Date of Award

2018

Degree Type

Dissertation

Degree Name

Doctor of Philosophy (PhD)

Graduate Group

Cell & Molecular Biology

First Advisor

Katharine J. Bar

Abstract

In HIV-infected patients, combination antiretroviral therapy (cART) during HIV-1 infection potently suppresses viral replication and slows progression to AIDS. Upon cessation of cART, however, systemic infection is rapidly re-established due to the long-lived pool of latently infected cells, or HIV reservoir, that is seeded early in infection and persists despite years of cART in patients. This long-lived reservoir is the target of novel curative strategies. In order to determine in vivo efficacy of these interventions, closely monitored analytical treatment interruption (ATI) is required. Previously conducted ATI trials have provided important baseline information regarding the kinetics and diversity of viruses emerging from latency.

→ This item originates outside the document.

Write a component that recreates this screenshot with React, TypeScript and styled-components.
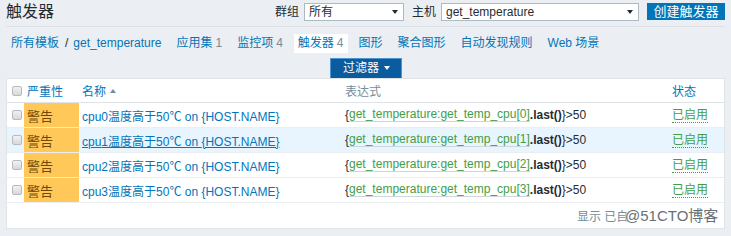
import React from "react";
import styled, { createGlobalStyle } from "styled-components";

const Global = createGlobalStyle`
  html, body { margin: 0; padding: 0; }
  body {
    background: #ebeef2;
    font-family: "Liberation Sans", Arial, "Noto Sans CJK SC", sans-serif;
    font-size: 12px;
    color: #1f2c33;
  }
`;

const Page = styled.div`
  padding: 0 6px;
  width: 719px;
`;

const Header = styled.div`
  display: flex;
  align-items: center;
  height: 18px;
  padding: 3px 0 5px;
  border-bottom: 1px solid #dde1e6;
`;

const Title = styled.h1`
  margin: 0 auto 0 0;
  font-size: 16px;
  font-weight: normal;
  line-height: 18px;
  color: #1f2c33;
`;

const Label = styled.span`
  font-size: 12px;
  margin: 0 5px 0 0;
  line-height: 18px;
`;

const Select = styled.div<{ $w: number }>`
  position: relative;
  box-sizing: border-box;
  width: ${(p) => p.$w}px;
  height: 18px;
  background: #fff;
  border: 1px solid #acbbc2;
  padding: 0 14px 0 4px;
  line-height: 16px;
  font-size: 12px;
  margin-right: 8px;
  color: #1f2c33;
  overflow: hidden;
  white-space: nowrap;
  &::after {
    content: "";
    position: absolute;
    right: 5px;
    top: 6px;
    border-left: 3px solid transparent;
    border-right: 3px solid transparent;
    border-top: 4px solid #1f2c33;
  }
`;

const PrimaryButton = styled.button`
  box-sizing: border-box;
  height: 17px;
  width: 78px;
  background: #0275b8;
  border: none;
  color: #fff;
  font-family: inherit;
  font-size: 13px;
  line-height: 17px;
  padding: 0;
  margin-top: -1px;
`;

const Nav = styled.nav`
  display: flex;
  gap: 7px;
  margin-top: 7px;
  padding-left: 1px;
`;

const NavItem = styled.a<{ $active?: boolean }>`
  display: block;
  height: 19px;
  line-height: 19px;
  padding: 0 4px;
  color: #0275b8;
  text-decoration: none;
  background: ${(p) => (p.$active ? "#fff" : "transparent")};
`;

const Count = styled.span`
  color: #768d99;
  margin-left: 3px;
`;

const Sep = styled.span`
  color: #1f2c33;
  margin: 0 5px 0 6px;
`;

const FilterRow = styled.div`
  display: flex;
  justify-content: center;
  margin-top: 5px;
`;

const FilterTab = styled.div`
  box-sizing: border-box;
  width: 72px;
  height: 20px;
  background: #0a5c9e;
  border: 1px solid #4f93cf;
  border-bottom: none;
  color: #fff;
  font-size: 12px;
  line-height: 19px;
  text-align: center;
  padding-left: 2px;
`;

const Caret = styled.span`
  display: inline-block;
  margin-left: 5px;
  vertical-align: middle;
  border-left: 3.5px solid transparent;
  border-right: 3.5px solid transparent;
  border-top: 4px solid #fff;
  position: relative;
  top: -1px;
`;

const Panel = styled.div`
  background: #fff;
  border: 1px solid #dfe4e7;
  height: 149px;
  display: flex;
  flex-direction: column;
`;

const Row = styled.div<{ $head?: boolean; $hover?: boolean }>`
  display: grid;
  grid-template-columns: 17px 55px 263px 327px 1fr;
  height: ${(p) => (p.$head ? 23 : 24)}px;
  border-bottom: 1px solid ${(p) => (p.$head ? "#dfe4e7" : "#ebeef0")};
  background: ${(p) => (p.$hover ? "#e8f5ff" : "transparent")};
`;

const Cell = styled.div<{ $color?: string }>`
  display: flex;
  align-items: center;
  padding-left: 3px;
  white-space: nowrap;
  color: ${(p) => p.$color || "#1f2c33"};
`;

const CheckCell = styled.div`
  display: flex;
  align-items: center;
  justify-content: center;
  padding-left: 3px;
`;

const Check = styled.span`
  box-sizing: border-box;
  width: 10px;
  height: 10px;
  border: 1px solid #b4bcc1;
  border-radius: 2px;
  background: linear-gradient(#f2f2f2, #d8d8d8);
`;

const Severity = styled(Cell)`
  background: #ffc859;
  color: #6f4a06;
  font-size: 13px;
`;

const SortArrow = styled.span`
  display: inline-block;
  margin-left: 4px;
  border-left: 3.5px solid transparent;
  border-right: 3.5px solid transparent;
  border-bottom: 4px solid #768d99;
`;

const NameLink = styled.a<{ $under?: boolean }>`
  color: #0275b8;
  text-decoration: ${(p) => (p.$under ? "underline" : "none")};
`;

const ItemLink = styled.a`
  color: #429e47;
  text-decoration: none;
  border-bottom: 1px solid #cfd6da;
  line-height: 13px;
`;

const Func = styled.b`
  color: #1f2c33;
`;

const StatusLink = styled.a`
  color: #429e47;
  text-decoration: none;
  border-bottom: 1px dotted #429e47;
  line-height: 14px;
`;

const Footer = styled.div`
  position: relative;
  height: 25px;
  display: flex;
  align-items: center;
  padding-left: 570px;
  color: #768d99;
  font-size: 12px;
  white-space: nowrap;
`;

const Watermark = styled.span`
  position: absolute;
  left: 618px;
  top: 4px;
  font-size: 15px;
  line-height: 17px;
  color: #4f575c;
  text-shadow: 0 0 1px #fff, 0 0 2px #fff, 0 0 2px #fff;
  opacity: 0.85;
`;

const rows = [0, 1, 2, 3];

export default function App() {
  return (
    <>
      <Global />
      <Page>
        <Header>
          <Title>触发器</Title>
          <Label>群组</Label>
          <Select $w={100}>所有</Select>
          <Label>主机</Label>
          <Select $w={198}>get_temperature</Select>
          <PrimaryButton>创建触发器</PrimaryButton>
        </Header>
        <Nav>
          <NavItem>
            所有模板<Sep>/</Sep>get_temperature
          </NavItem>
          <NavItem>
            应用集<Count>1</Count>
          </NavItem>
          <NavItem>
            监控项<Count>4</Count>
          </NavItem>
          <NavItem $active>
            触发器<Count>4</Count>
          </NavItem>
          <NavItem>图形</NavItem>
          <NavItem>聚合图形</NavItem>
          <NavItem>自动发现规则</NavItem>
          <NavItem>Web 场景</NavItem>
        </Nav>
        <FilterRow>
          <FilterTab>
            过滤器<Caret />
          </FilterTab>
        </FilterRow>
        <Panel>
          <Row $head>
            <CheckCell>
              <Check />
            </CheckCell>
            <Cell $color="#0275b8">严重性</Cell>
            <Cell $color="#0275b8">
              名称<SortArrow />
            </Cell>
            <Cell $color="#768d99">表达式</Cell>
            <Cell $color="#0275b8">状态</Cell>
          </Row>
          {rows.map((i) => (
            <Row key={i} $hover={i === 1}>
              <CheckCell>
                <Check />
              </CheckCell>
              <Severity>警告</Severity>
              <Cell>
                <NameLink $under={i === 1}>
                  cpu{i}温度高于50℃ on {"{HOST.NAME}"}
                </NameLink>
              </Cell>
              <Cell>
                {"{"}
                <ItemLink>get_temperature:get_temp_cpu[{i}]</ItemLink>
                <Func>.last()</Func>
                {"}>50"}
              </Cell>
              <Cell>
                <StatusLink>已启用</StatusLink>
              </Cell>
            </Row>
          ))}
          <Footer>
            显示 已自
            <Watermark>@51CTO博客</Watermark>
          </Footer>
        </Panel>
      </Page>
    </>
  );
}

As future HIV curative clinical trials move towards prolonged periods of ATI, studies assessing the effect of ATI on host virus-immune dynamics will provide an important baseline that will further our understanding of trial outcomes. In this thesis, I conducted single genome sequencing (SGS) of HIV-1 env and neutralization assays using autologous antibodies to characterize the viral and immune dynamics of rebound in two clinical trials: a longitudinal ATI study in the absence of any intervention, and a brief ATI study involving administration of the broadly neutralizing antibody VRC01. Our data, consistent with previous studies, demonstrated that viral rebound occurs within four weeks of ATI and is established by multiple latently infected cells in the majority of HIV-infected participants. Analyses of plasma containing VRC01 and/or autologous antibodies show that latent reservoir viruses can experience an antibody-mediated neutralization sieve effect, thus preventing the persistence of antibody-sensitive viruses. Additionally, SGS of latent viruses before and after brief ATI show that the size and composition of the peripheral latent viral reservoir is not significantly altered during ATI, demonstrating that short-term ATI is safe. Taken together, these data highlight the complex virus-host dynamics during ATI, and further suggest that passively infused or host-derived neutralizing antibodies can exert selective pressure, altering the evolution of HIV in its host.